According to IDC, says Bruhn, the average organisation can spend up to six per cent of its annual revenues on managing document information processes. “And what’s really scary is, we found out that nearly 85 per cent of that is not really being managed. So today there is a huge amount of information within a company that is there in a very unstructured manner—you only have about 15 to 20 per cent that is structured. So we can go in with solutions to manage those requirements—we take all the information that comes in, and the moment we scan it into the network we have it in what we call a secured environment: that’s become very high on the agenda. By doing very simple process re-engineering, you can now manage information in a structured way in a secured environment, ensuring confidentiality and integrity.”

This can address both the security issue and the demands of today’s need-it-now culture. “The key is, it’s much easier for the employees to search for information—it will be available there and then, when they need it,” asserts Bruhn. “And because mobile workers or home workers are really not attached to an office any longer, they need somehow to secure or capture this information in the cloud. This can be done the moment you have it in this structured way, which we can do with our solutions.”

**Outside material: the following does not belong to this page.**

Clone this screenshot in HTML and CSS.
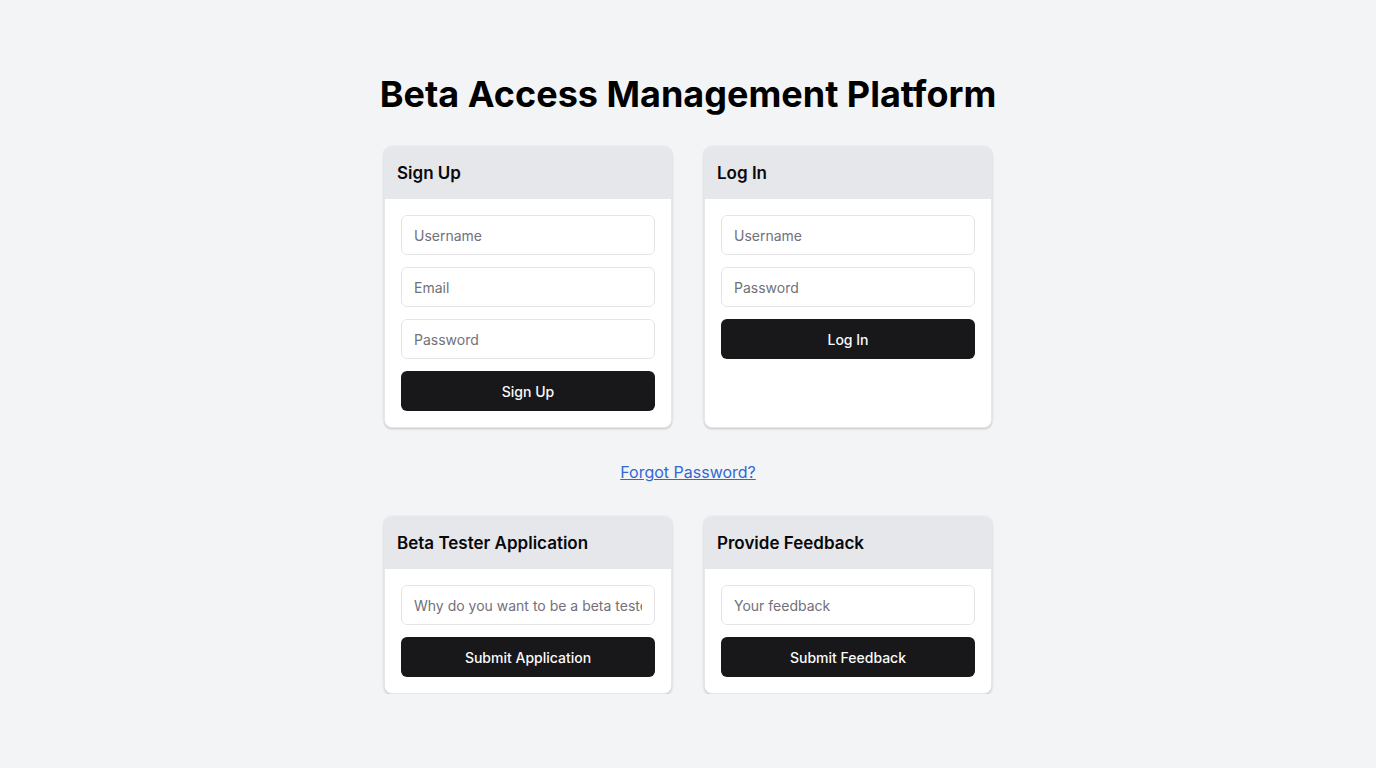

The transformation of Ricoh will certainly define its future in today’s fast-paced environment. “Ricoh is an information management company—the space we will be in going forward is all about how to manage information,” says Bruhn. And with mobile working set only to increase and the pace of technological innovation seemingly boundless, information management looks set to become one of the most challenging and lucrative spheres in which Ricoh can continue to make its mark.